Another fan is the comedian and writer Stewart Lee, who writes the foreword to All In The Downs. In 2003, Lee went to interview Shirley for a profile for Wire magazine and the two struck up an unlikely friendship. “If I’m feeling down,” she tells me, beaming, “I go upstairs and switch on YouTube and watch all the Stewart Lee clips…he’s got such integrity in his comic life and I just appreciate him, and he likes what I do too, he’s very generous. I wouldn’t be without Stewart Lee or that friendship, he’s such a lovely bloke. He’s got all these interests and a lot of them coincide with what I love as well.”

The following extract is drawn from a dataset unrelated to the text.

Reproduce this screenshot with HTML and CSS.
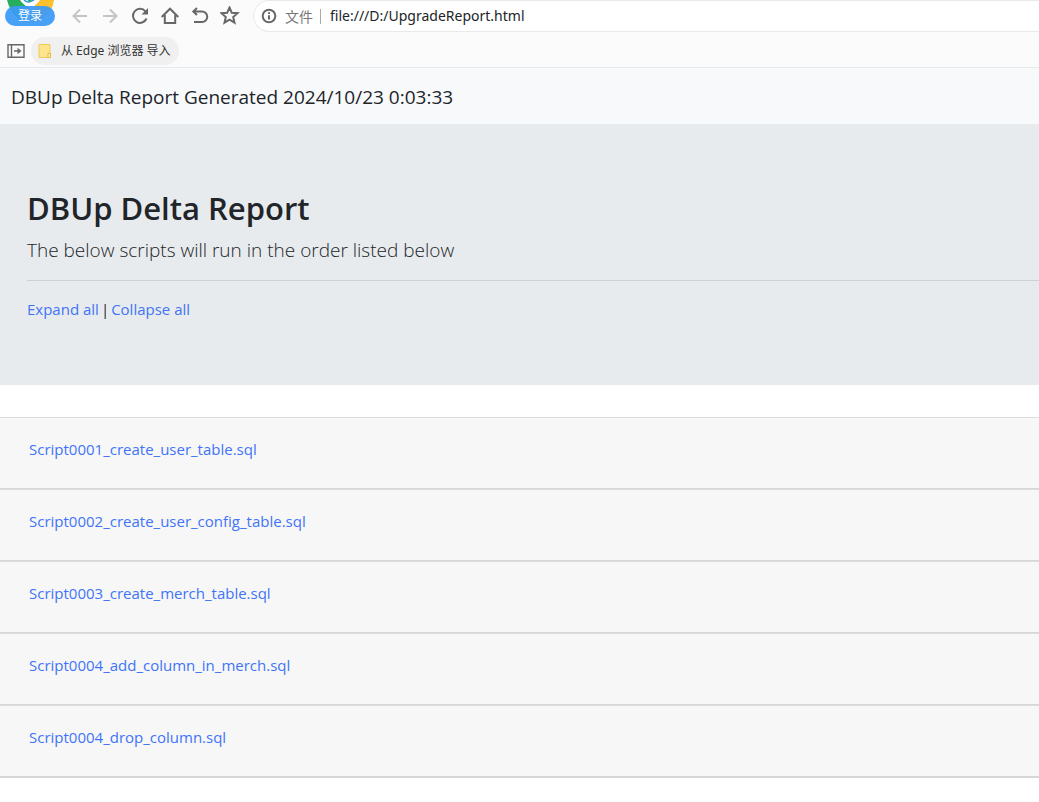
FILE: index.html
```html
<!DOCTYPE html>
<html lang="zh-CN">
<head>
<meta charset="utf-8">
<meta name="viewport" content="width=device-width, initial-scale=1">
<title>DBUp Delta Report</title>
<link rel="stylesheet" href="styles.css">
</head>
<body>
<header class="browser">
  <div class="toolbar">
    <div class="account">
      <svg class="avatar" viewBox="0 0 50 26" aria-hidden="true">
        <circle cx="25" cy="-1" r="24" fill="#fff"/>
        <path d="M2 0H17Q19 6 24 8L22 23Q7 19 2 0Z" fill="#27ae5c"/>
        <path d="M33 0H49Q47 17 27 23L24 16Z" fill="#fbc02d"/>
        <circle cx="25" cy="-5" r="11" fill="#fff"/>
        <path d="M19 0Q21 2 24 2L29 0" fill="none" stroke="#2f9be6" stroke-width="1.500"/>
        <path d="M23 0L26 1" stroke="#27ae5c" stroke-width="2"/>
      </svg>
      <button class="login" type="button">登录</button>
    </div>
    <nav class="controls" aria-label="浏览器导航">
      <button class="tool faint" type="button" aria-label="后退"><svg viewBox="0 0 20 20"><path d="M17 10H4M10 3.500L3.500 10L10 16.500"/></svg></button>
      <button class="tool faint" type="button" aria-label="前进"><svg viewBox="0 0 20 20"><path d="M3 10H16M10 3.500L16.500 10L10 16.500"/></svg></button>
      <button class="tool" type="button" aria-label="刷新"><svg viewBox="0 0 20 20"><path d="M16.500 12.500A7 7 0 1 1 15.500 5.500"/><path class="solid" d="M18 2V8.500H11.500Z"/></svg></button>
      <button class="tool" type="button" aria-label="主页"><svg viewBox="0 0 20 20"><path d="M1.700 11L10 2.700L18.300 11M4.800 9V17H15.200V9"/></svg></button>
      <button class="tool" type="button" aria-label="恢复"><svg viewBox="0 0 20 20"><path d="M7 2L3.300 5.500L7 9M3.500 5.500H12A5.200 5.200 0 0 1 12 16H4"/></svg></button>
      <button class="tool" type="button" aria-label="收藏"><svg viewBox="0 0 20 20"><path d="M9.500 1.500L11.800 6.800L17.500 7.200L13.200 11L14.500 16.700L9.500 13.700L4.500 16.700L5.800 11L1.500 7.200L7.200 6.800Z"/></svg></button>
    </nav>
    <div class="address">
      <svg class="info" viewBox="0 0 16 16" aria-hidden="true"><circle cx="8" cy="8" r="6.300"/><path d="M8 7.200V11.500M8 4.300V6"/></svg>
      <label class="scheme" for="url">文件</label>
      <input class="url" id="url" type="text" value="file:///D:/UpgradeReport.html">
    </div>
  </div>
  <div class="bookmarks">
    <button class="side" type="button" aria-label="侧边栏"><svg viewBox="0 0 18 14"><path d="M1 .7H17V13.300H1ZM4.500 1V13M7 7H12"/><path class="solid" d="M10.500 3.800L14.500 7L10.500 10.200Z"/></svg></button>
    <button class="import" type="button">
      <svg viewBox="0 0 14 16" aria-hidden="true"><path d="M1 1.500H12V14.500H1Z" fill="#fde48d" stroke="#efcc5a"/><path d="M10 10.500H12.500V14.500H10Z" fill="#fff0b5" stroke="#e5bd42"/></svg>
      <span>从 Edge 浏览器 导入</span>
    </button>
  </div>
</header>
<div class="navbar">DBUp Delta Report Generated 2024/10/23 0:03:33</div>
<main>
  <section class="jumbotron">
    <h1>DBUp Delta Report</h1>
    <p class="lead">The below scripts will run in the order listed below</p>
    <hr>
    <p class="actions"><a href="#scripts">Expand all</a><span>|</span><a href="#scripts">Collapse all</a></p>
  </section>
  <section class="scripts" id="scripts">
    <div class="card"><a href="#s1">Script0001_create_user_table.sql</a></div>
    <div class="card"><a href="#s2">Script0002_create_user_config_table.sql</a></div>
    <div class="card"><a href="#s3">Script0003_create_merch_table.sql</a></div>
    <div class="card"><a href="#s4">Script0004_add_column_in_merch.sql</a></div>
    <div class="card"><a href="#s5">Script0004_drop_column.sql</a></div>
  </section>
</main>
</body>
</html>
```
FILE: styles.css
```css
* { box-sizing: border-box; }
body {
  margin: 0;
  background: #fff;
  color: #212529;
  font: 15px/24px "Open Sans", "Noto Sans CJK SC", sans-serif;
}
button, input {
  margin: 0;
  padding: 0;
  border: 0;
  background: none;
  color: inherit;
  font: inherit;
}
svg { display: block; flex: none; }
a { color: #3f74f8; text-decoration: none; }

.browser {
  background: #fbfbfb;
  border-bottom: 1px solid #e8e9ea;
  font-family: "Noto Sans", "Noto Sans CJK SC", sans-serif;
}
.toolbar { display: flex; height: 32px; }
.account {
  position: relative;
  flex: none;
  width: 50px;
  height: 26px;
  margin: 0 15px 0 5px;
}
.avatar { width: 50px; height: 26px; }
.login {
  position: absolute;
  left: 0;
  bottom: 0;
  width: 50px;
  height: 20px;
  border-radius: 10px;
  background: #3d9af6f0;
  color: #fff;
  font-size: 12px;
  line-height: 20px;
}
.controls { display: flex; flex: none; gap: 10px; margin-right: 13px; align-items: center; }
.tool, .tool svg { width: 20px; height: 20px; }
.tool svg, .side svg, .info {
  fill: none;
  stroke: #686868;
  stroke-width: 2;
}
.faint svg { stroke: #c4c4c4; }
.tool .solid, .side .solid { fill: #686868; stroke: none; }
.address {
  display: flex;
  flex: 1;
  align-items: center;
  min-width: 0;
  padding-left: 7px;
  border: 1px solid #e9e9e9;
  border-right: 0;
  border-radius: 16px 0 0 16px;
  background: #fff;
}
.info { width: 16px; height: 16px; margin-right: 8px; }
.scheme {
  flex: none;
  padding-right: 7px;
  border-right: 1px solid #aaa;
  color: #777;
  font-size: 14px;
  line-height: 15px;
}
.url {
  flex: 1;
  min-width: 0;
  padding-left: 9px;
  font-size: 14px;
  outline: 0;
}
.bookmarks { display: flex; align-items: center; height: 35px; gap: 6px; padding: 5px 7px 2px; }
.side svg { width: 18px; height: 14px; stroke-width: 1.4; }
.import {
  display: flex;
  align-items: center;
  gap: 9px;
  height: 28px;
  padding: 0 8px 0 7px;
  border-radius: 14px;
  background: #f0f0f0;
  color: #333;
  font-size: 12px;
}
.import svg { width: 14px; height: 16px; }

.navbar {
  padding: 14px 11px 12px;
  background: #f8f9fb;
  font-size: 19px;
  line-height: 30px;
}
.jumbotron {
  margin-bottom: 32px;
  padding: 65px 0 64px 27px;
  background: #e8ebee;
}
h1 { margin: 0 0 7px; font-size: 31px; line-height: 39px; font-weight: 600; }
.lead { margin: 0 0 15px; font-size: 19px; line-height: 30px; font-weight: 300; }
hr { margin: 0 0 16px; border: 0; border-top: 1px solid #cdd1d4; }
.actions { display: flex; gap: 2px; margin: 0; }
.card {
  min-height: 72px;
  padding: 19px 29px;
  border-top: 1px solid #dcdcdc;
  border-bottom: 1px solid #d6d6d6;
  background: #f7f7f7;
}
.card:last-child { min-height: 73px; border-bottom-width: 2px; }
```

After our interview ends, Shirley takes me to her garden at the back of her cottage. It’s beautifully kept, with flowing ivy looped in semi-circles over a stone wall, and a long unruly bank ascending up to the 11th-century castle. Standing in the sun, Shirley looks all the world like a monarch in some parallel England, a throne reclaimed after years in exile. She’s telling me about the first live concerts she gave after the release of Lodestar, and how communing with the generations behind her helped settle the nerves that still gave her sleepless nights before shows. “When we did our first big gig, in Newcastle – and I know this sounds really soppy – but I did stand at the side of the stage thinking: ‘Come on chaps, be with me now, be with me.’ That is fanciful” she smiles, “but it does help.”